L’Inter ha perso la finale di Europa League. Ed era stata l’ultima squadra italiana a vincere un titolo europeo. Dieci anni fa, quella del triplete. In questi dieci anni il calcio italiano ha progressivamente sterzato verso una direzione sulla quale ci vorrebbe molto tempo per analizzare ragioni e risvolti (a dire il varo, ne La pressa di Hanta ci si è soffermati non poche volte sull’argomento). 

Resta il fatto che da dieci anni nessuna squadra italiana di club, tranne quella che aveva vinto la Champions nel 2010 e si era aggiudicata successivamente il Mondiale per Club, è stata in grado di conquistare un titolo continentale. Una pausa dalla gloria anomala e preoccupante per un paese a lungo abituato ad essere grande protagonista del calcio europeo. Del resto, la storia della nazionale italiana di questi dieci anni parla chiaro sulla qualità attuale del calcio peninsulare. 

Al di là di episodi controversi, ci sono stati anche quelli, che hanno condizionato non poche edizioni delle competizioni europee degli ultimi anni – il riferimento a molti arbitraggi che ancora invocano giustizia resta dovuto – l’elezione definitiva e incontrastata di club di Stato per la compagine che in questi anni ha fatto da padrona tra le mura nazionali è coincisa pure, processo anche questo dalle mille sfaccettature, con scelte di gestione tecnica che proprio in questa risoluzione d’emergenza delle edizioni 2020 hanno trovato coincidenze emblematiche e, chissà, alquanto significative. Tra cessioni, prestiti, contrasti e fughe, alcuni calciatori sono stati lasciati andare via con troppa leggerezza. Col senno di poi, è ovvio, tutto diventa più facile. Tuttavia, nel calcio i risultati finali sono il primo quoziente di verifica del lavoro svolto fino a quel momento. Qualche appunto va pur preso.

L’Inter, che per volontà di Conte non schiera Eriksen nell’undici iniziale per la finale col Siviglia – gli viene preferito Gagliardini – ha dovuto salutare Perisic e Icardi, entrambi finalisti di Champions League. I due calciatori di oggettiva e indiscutibile maggiore qualità del proprio organico salutati in nome di una ricostruzione di qualità, con tale qualità vantata in continuazione, pur senza capire come si possa costruire qualcosa di qualità rinunciando in partenza agli elementi di maggiore qualità. Discorso, pare, portato avanti fino al momento cruciale in cui un allenatore rinuncia all’uomo di migliore qualità, appunto, e di maggiore esperienza, relegandolo in panchina.

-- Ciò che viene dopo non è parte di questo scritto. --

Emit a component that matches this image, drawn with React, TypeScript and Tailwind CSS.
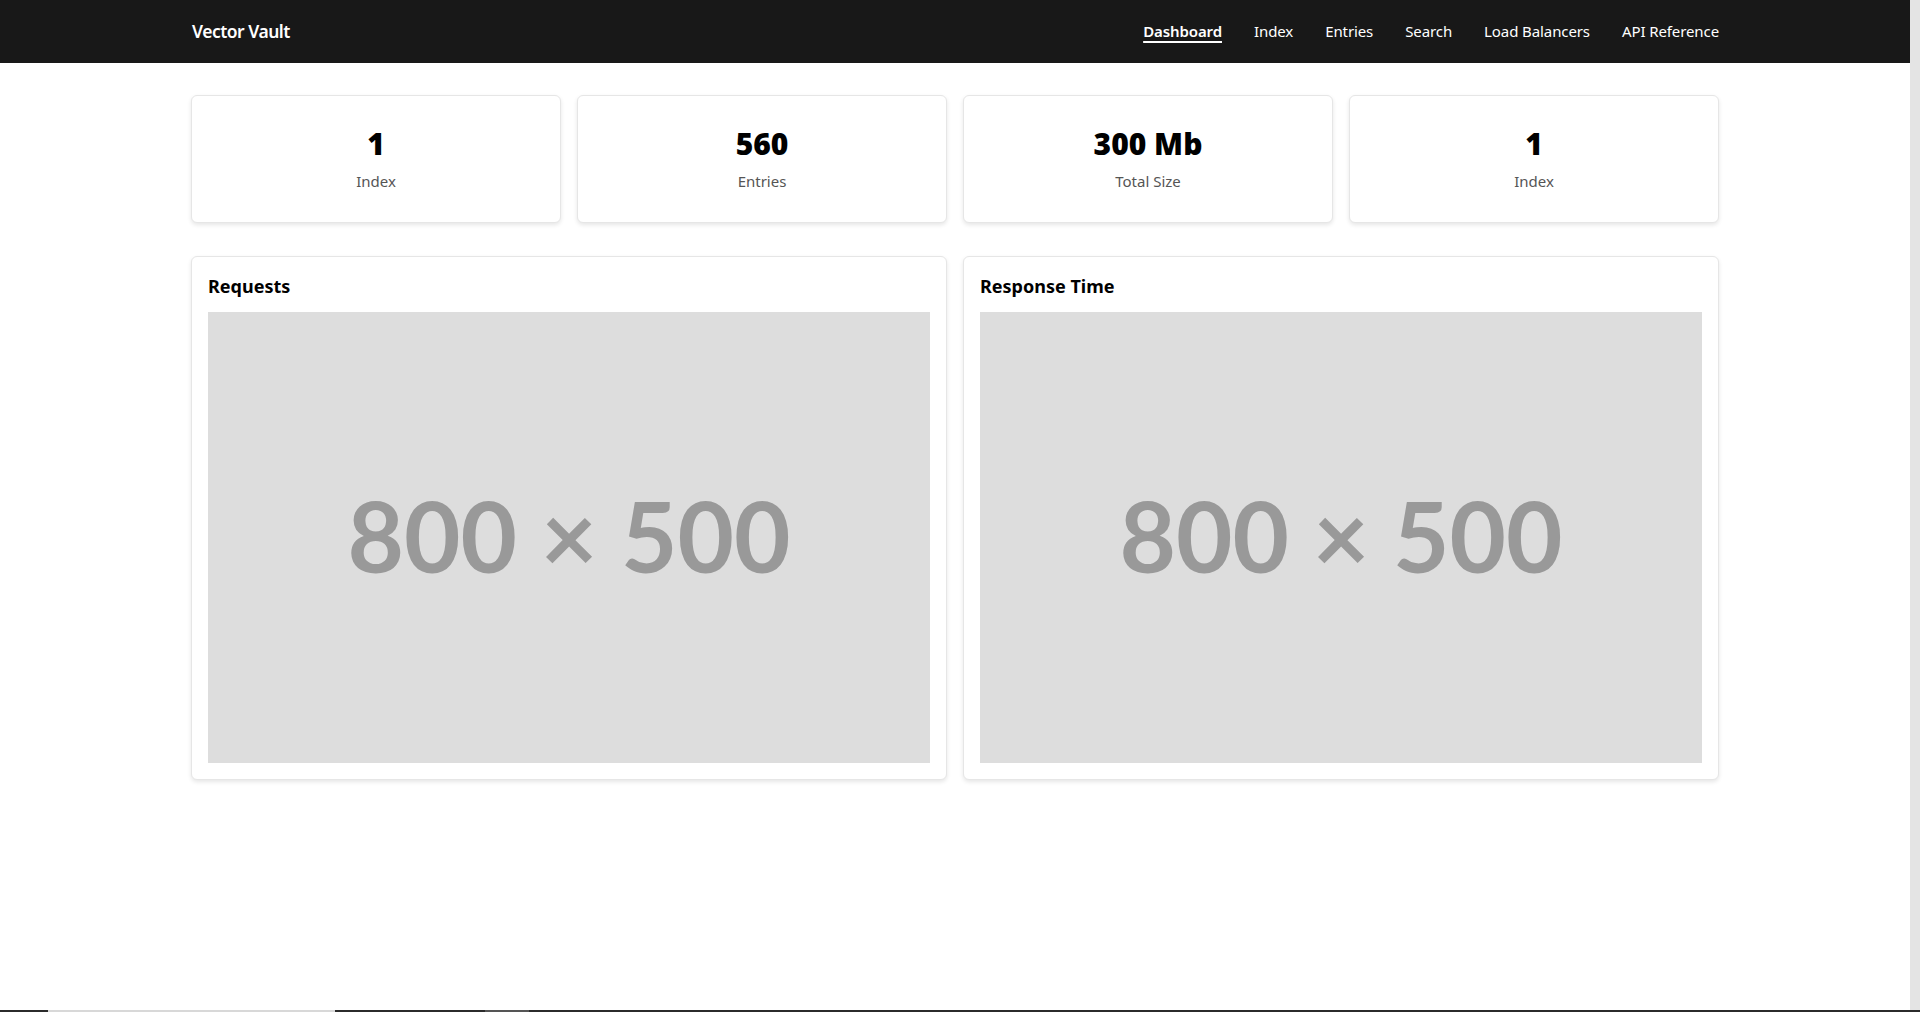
import React from "react";

const stats = [
  { value: "1", label: "Index" },
  { value: "560", label: "Entries" },
  { value: "300 Mb", label: "Total Size" },
  { value: "1", label: "Index" },
];

const links = ["Dashboard", "Index", "Entries", "Search", "Load Balancers", "API Reference"];

function Placeholder() {
  return (
    <svg viewBox="0 0 800 500" className="block w-full h-auto">
      <rect width="800" height="500" fill="#dddddd" />
      <text
        x="400"
        y="248"
        textAnchor="middle"
        dominantBaseline="central"
        fontFamily="Lato, 'Noto Sans', sans-serif"
        fontWeight="700"
        fontSize="108"
        fill="#999999"
      >
        800 × 500
      </text>
    </svg>
  );
}

function ChartCard({ title }: { title: string }) {
  return (
    <div className="bg-white border border-[#e6e6e6] rounded-md shadow-[0_2px_4px_rgba(0,0,0,0.1)] p-4">
      <h2 className="text-[18px] leading-[27px] font-bold text-black mb-3">{title}</h2>
      <Placeholder />
    </div>
  );
}

export default function App() {
  return (
    <div
      className="h-[1012px] w-full flex flex-col overflow-hidden"
      style={{ fontFamily: "'Noto Sans', 'Open Sans', sans-serif" }}
    >
      <div className="flex-1 flex min-h-0">
        <div className="flex-1 bg-white">
          <nav className="h-[63px] bg-[#181818]">
            <div className="w-[80%] mx-auto h-full flex items-center justify-between">
              <span className="text-white text-[17.5px] font-semibold tracking-[-0.5px] pl-px">Vector Vault</span>
              <div className="flex items-center gap-8">
                {links.map((l, i) => (
                  <a
                    key={l}
                    className={
                      i === 0
                        ? "text-white text-[15px] font-semibold underline underline-offset-4 decoration-[1.5px] tracking-[-0.1px]"
                        : "text-white text-[15px] tracking-[-0.1px]"
                    }
                  >
                    {l}
                  </a>
                ))}
              </div>
            </div>
          </nav>
          <main className="w-[80%] mx-auto pt-8">
            <div className="grid grid-cols-4 gap-4">
              {stats.map((s, i) => (
                <div
                  key={i}
                  className="bg-white border border-[#e6e6e6] rounded-md shadow-[0_2px_4px_rgba(0,0,0,0.1)] pt-[30px] pb-[29px] flex flex-col items-center"
                >
                  <div className="text-[30px] leading-9 font-black text-black">{s.value}</div>
                  <div className="text-[15px] leading-6 text-[#555555] mt-[7px]">{s.label}</div>
                </div>
              ))}
            </div>
            <div className="grid grid-cols-2 gap-4 mt-[33px]">
              <ChartCard title="Requests" />
              <ChartCard title="Response Time" />
            </div>
          </main>
        </div>
        <div className="w-[10px] bg-[#e4e4e4]" />
      </div>
      <div className="h-[2px] bg-[#2b2b2b] flex">
        <div className="w-[48px]" />
        <div className="w-[287px] bg-[#d8d8d8]" />
        <div className="w-[150px]" />
        <div className="w-[44px] bg-[#555555]" />
      </div>
    </div>
  );
}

Il Milan, invece, ha lasciato partire Suso, vincitore dell’Europa League con la maglia del Siviglia e tra i protagonisti dell’ultima edizione, insieme al “vecchio” Banega, che pure aveva vissuto una breve parentesi con la maglia dell’Inter, anch’egli, forse, poco compreso. La Juve, qualche anno fa, aveva rinunciato a puntare su Coman, calciatore che, nonostante qualche infortunio di troppo, è stato in grado di ritagliarsi poco a poco uno spazio molto importante nell’organico del Bayern Monaco, finalista di Champions. Caso aveva voluto che dopo la cessione, Coman avesse segnato contro la Juve uno splendido goal nella partita degli ottavi di ritorno in cui i bavaresi avevano eliminato i bianconeri dopo una clamorosa rimonta nei minuti finali. 

Questi sono solo gli esempi più immediati e lampanti di un sistema di scelte e di gestione, al netto, chiaramente, di aspetti che non emergono in maniera immediata, che dovrebbe indurre il calcio italiano a porsi delle domande sulla sua reale capacità di intendere con reale perizia di aspetti tecnici, di calciatori, in una parola, di calcio. Forse tutto questo rientra in quella tensione ambigua e feroce, spigolosa e non sempre onesta con gli altri e con se stessa, fatta di lamentele, piagnistei, allusioni talvolta superflue, scusanti. Tutto a condimento di un calcio fatto di club, quasi tutti, che amano collezionare figurine da spot, calciatori prossimi alla “pensione”, per investimenti tecnici in dirittura di liquidazione, altro che della tanto sbandierata progettualità.

Forse il calcio italiano avrebbe bisogno di recuperare risorse che vanno oltre l’aspetto puramente economico. Entusiasmi, credibilità, un intendimento più gioviale e qualitativo del gioco, forza psicologica, identità, coraggio, pazienza (in Italia si ha una fretta isterica di pretendere risultati e vittorie). Tutte queste cose fanno realmente parte del calcio italiano? In Italia, in fondo, di calcio ce ne intendiamo ancora?